▸ DATASET EXCERPT
-------------------------

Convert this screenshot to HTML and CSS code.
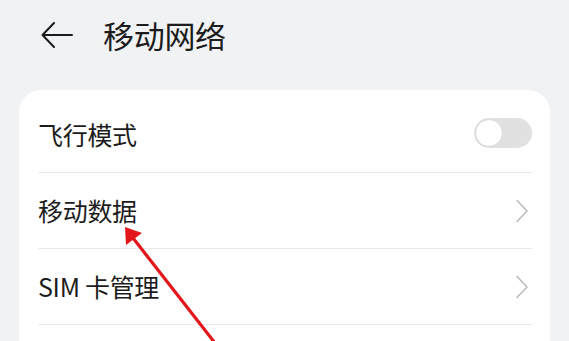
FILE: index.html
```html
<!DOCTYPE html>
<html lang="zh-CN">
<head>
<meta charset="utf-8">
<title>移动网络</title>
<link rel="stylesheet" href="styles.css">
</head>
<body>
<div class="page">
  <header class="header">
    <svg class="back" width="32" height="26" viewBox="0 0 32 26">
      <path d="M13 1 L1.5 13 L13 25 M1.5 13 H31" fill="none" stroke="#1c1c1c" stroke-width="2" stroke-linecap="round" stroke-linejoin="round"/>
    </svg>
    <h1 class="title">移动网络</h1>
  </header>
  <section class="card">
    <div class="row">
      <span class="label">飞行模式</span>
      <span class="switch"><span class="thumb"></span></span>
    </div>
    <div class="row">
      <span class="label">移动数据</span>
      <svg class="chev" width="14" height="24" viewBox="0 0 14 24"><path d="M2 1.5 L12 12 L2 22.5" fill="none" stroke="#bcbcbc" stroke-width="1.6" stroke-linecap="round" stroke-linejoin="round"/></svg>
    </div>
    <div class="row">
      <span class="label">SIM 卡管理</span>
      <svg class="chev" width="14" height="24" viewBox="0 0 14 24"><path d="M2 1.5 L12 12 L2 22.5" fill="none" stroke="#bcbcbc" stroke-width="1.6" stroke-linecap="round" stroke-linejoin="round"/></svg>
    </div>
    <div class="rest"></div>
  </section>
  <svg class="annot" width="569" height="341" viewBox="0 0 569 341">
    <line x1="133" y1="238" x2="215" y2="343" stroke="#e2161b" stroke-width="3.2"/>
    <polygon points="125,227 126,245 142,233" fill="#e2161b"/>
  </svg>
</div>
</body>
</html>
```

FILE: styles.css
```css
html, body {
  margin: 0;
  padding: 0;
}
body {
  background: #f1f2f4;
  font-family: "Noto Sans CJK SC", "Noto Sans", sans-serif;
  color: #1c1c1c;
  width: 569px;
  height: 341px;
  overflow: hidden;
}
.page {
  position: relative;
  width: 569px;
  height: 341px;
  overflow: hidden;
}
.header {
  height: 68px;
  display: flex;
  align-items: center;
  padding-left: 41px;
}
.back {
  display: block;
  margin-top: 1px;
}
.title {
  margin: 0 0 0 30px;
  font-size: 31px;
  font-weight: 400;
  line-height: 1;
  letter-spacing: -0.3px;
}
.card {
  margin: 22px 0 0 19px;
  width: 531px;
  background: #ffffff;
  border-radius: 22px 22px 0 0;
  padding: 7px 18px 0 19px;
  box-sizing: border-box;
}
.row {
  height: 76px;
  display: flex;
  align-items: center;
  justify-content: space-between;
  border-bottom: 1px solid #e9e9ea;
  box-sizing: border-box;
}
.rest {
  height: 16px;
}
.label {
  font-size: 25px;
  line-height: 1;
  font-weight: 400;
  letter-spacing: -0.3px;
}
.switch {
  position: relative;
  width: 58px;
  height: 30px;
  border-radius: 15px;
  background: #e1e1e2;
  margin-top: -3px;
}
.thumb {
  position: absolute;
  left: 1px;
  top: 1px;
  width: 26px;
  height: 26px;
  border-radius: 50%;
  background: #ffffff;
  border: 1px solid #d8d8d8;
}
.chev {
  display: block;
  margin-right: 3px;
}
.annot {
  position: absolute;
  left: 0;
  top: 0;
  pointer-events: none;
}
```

-------------------------

▸ WHAT TO DO
Copy out all of the data word for word. Do not carry over any picture.

▸ TASK RESULT
Convert this screenshot to HTML and CSS code.
FILE: index.html
```html
<!DOCTYPE html>
<html lang="zh-CN">
<head>
<meta charset="utf-8">
<title>移动网络</title>
<link rel="stylesheet" href="styles.css">
</head>
<body>
<div class="page">
  <header class="header">
    <svg class="back" width="32" height="26" viewBox="0 0 32 26">
      <path d="M13 1 L1.5 13 L13 25 M1.5 13 H31" fill="none" stroke="#1c1c1c" stroke-width="2" stroke-linecap="round" stroke-linejoin="round"/>
    </svg>
    <h1 class="title">移动网络</h1>
  </header>
  <section class="card">
    <div class="row">
      <span class="label">飞行模式</span>
      <span class="switch"><span class="thumb"></span></span>
    </div>
    <div class="row">
      <span class="label">移动数据</span>
      <svg class="chev" width="14" height="24" viewBox="0 0 14 24"><path d="M2 1.5 L12 12 L2 22.5" fill="none" stroke="#bcbcbc" stroke-width="1.6" stroke-linecap="round" stroke-linejoin="round"/></svg>
    </div>
    <div class="row">
      <span class="label">SIM 卡管理</span>
      <svg class="chev" width="14" height="24" viewBox="0 0 14 24"><path d="M2 1.5 L12 12 L2 22.5" fill="none" stroke="#bcbcbc" stroke-width="1.6" stroke-linecap="round" stroke-linejoin="round"/></svg>
    </div>
    <div class="rest"></div>
  </section>
  <svg class="annot" width="569" height="341" viewBox="0 0 569 341">
    <line x1="133" y1="238" x2="215" y2="343" stroke="#e2161b" stroke-width="3.2"/>
    <polygon points="125,227 126,245 142,233" fill="#e2161b"/>
  </svg>
</div>
</body>
</html>
```

FILE: styles.css
```css
html, body {
  margin: 0;
  padding: 0;
}
body {
  background: #f1f2f4;
  font-family: "Noto Sans CJK SC", "Noto Sans", sans-serif;
  color: #1c1c1c;
  width: 569px;
  height: 341px;
  overflow: hidden;
}
.page {
  position: relative;
  width: 569px;
  height: 341px;
  overflow: hidden;
}
.header {
  height: 68px;
  display: flex;
  align-items: center;
  padding-left: 41px;
}
.back {
  display: block;
  margin-top: 1px;
}
.title {
  margin: 0 0 0 30px;
  font-size: 31px;
  font-weight: 400;
  line-height: 1;
  letter-spacing: -0.3px;
}
.card {
  margin: 22px 0 0 19px;
  width: 531px;
  background: #ffffff;
  border-radius: 22px 22px 0 0;
  padding: 7px 18px 0 19px;
  box-sizing: border-box;
}
.row {
  height: 76px;
  display: flex;
  align-items: center;
  justify-content: space-between;
  border-bottom: 1px solid #e9e9ea;
  box-sizing: border-box;
}
.rest {
  height: 16px;
}
.label {
  font-size: 25px;
  line-height: 1;
  font-weight: 400;
  letter-spacing: -0.3px;
}
.switch {
  position: relative;
  width: 58px;
  height: 30px;
  border-radius: 15px;
  background: #e1e1e2;
  margin-top: -3px;
}
.thumb {
  position: absolute;
  left: 1px;
  top: 1px;
  width: 26px;
  height: 26px;
  border-radius: 50%;
  background: #ffffff;
  border: 1px solid #d8d8d8;
}
.chev {
  display: block;
  margin-right: 3px;
}
.annot {
  position: absolute;
  left: 0;
  top: 0;
  pointer-events: none;
}
```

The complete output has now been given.